I'm trying to match max 1000 character string
our %REGEX= ( TEXT_1000=> qr/^[.\s]{0,1000}$/, )
obviously, it doesn't work. can anyone offer me insight? tossing . in the [] brackets seems to negate the expression. the \s is there so i get the newlines. btw, this does work:
qr/^.{0,1000}$/s,
my question is just why.

Replies are listed 'Best First'.
Re: stupid regex confusion
by ikegami (Patriarch) on Sep 25, 2006 at 21:48 UTC

    Regexp directives (like .) lose their special meaning inside character classes. You want
    qr/^.{0,1000}$/s
    or
    qr/(?s:^.{0,1000}$)/

    In character classes,

    • A leading ^ will negate the character class.
    • You can use Perl double-quote escapes (e.g. \x12, \cZ).
    • $ and @ start variable interpolation (e.g. $var, @var, $var[4]).
    • You can use Perl character classes (e.g. \d, \w, \s).
    • You can use POSIX character classes (e.g. [:digit:], [:word:], [:space:])
    • A dash can be used to create ranges (e.g. a-z).
    • A slash (\) will cause the next character to be interpreted literally.
    • Any other character (including ., * and +) will be matched literally.

    Update: Added list.

Re: stupid regex confusion
by davido (Cardinal) on Sep 26, 2006 at 04:07 UTC

    The regex question has been answered by ikegami and graff, but I just thought I'd toss this into the mix.

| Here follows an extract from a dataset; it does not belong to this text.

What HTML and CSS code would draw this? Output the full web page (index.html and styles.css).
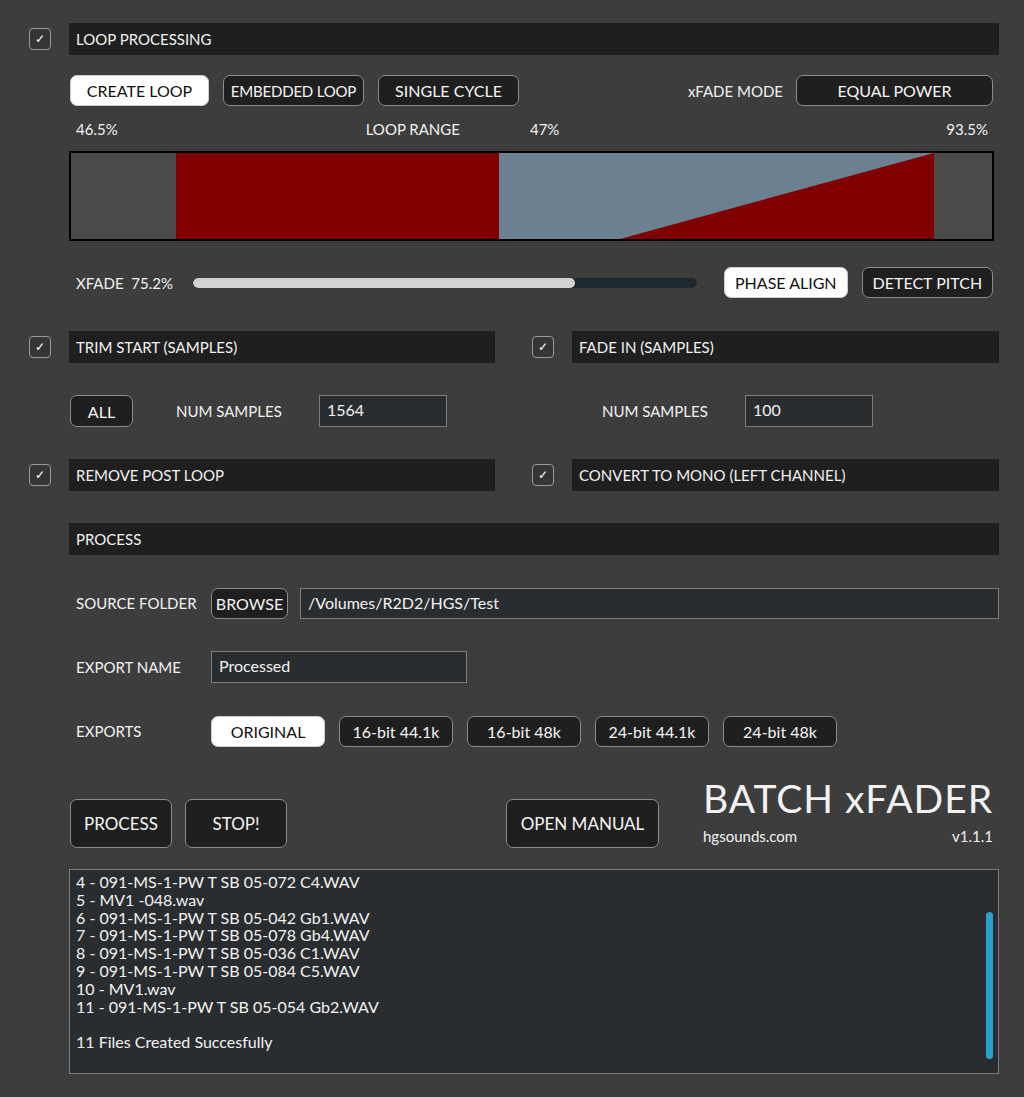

    If all you want to do is "match" (validate) that a string has between zero and 1000 characters, you could also do this:

    if( defined( $string ) and length( $string ) <= 1000 ) { print "It's a match!\n"; }

    Dave

Re: stupid regex confusion
by graff (Chancellor) on Sep 26, 2006 at 03:21 UTC
    ... btw, this does work:   qr/^.{0,1000}$/s my question is just why.

    Because with the "s" modifier at the end of the regex, the wildcard "." (not within square brackets) will match anything including newlines.

    As explained in the first reply, when you put "." inside square brackets as part of a character class, it loses its status as a wildcard, and will only match a literal period. If you wanted to insist on using a square-bracketed character class to match between 0 and 1000 characters, any of the following would work, but all of them would seem pretty goofy looking compared to the simpler version that simply uses "." as a wildcard with the "s" modifier.

    # alternatives to qr/^.{0,1000}$/s : qr/^[\s\S]{0,1000}/; qr/^[\d\D]{0,1000}/; qr/^[\w\W]{0,1000}/;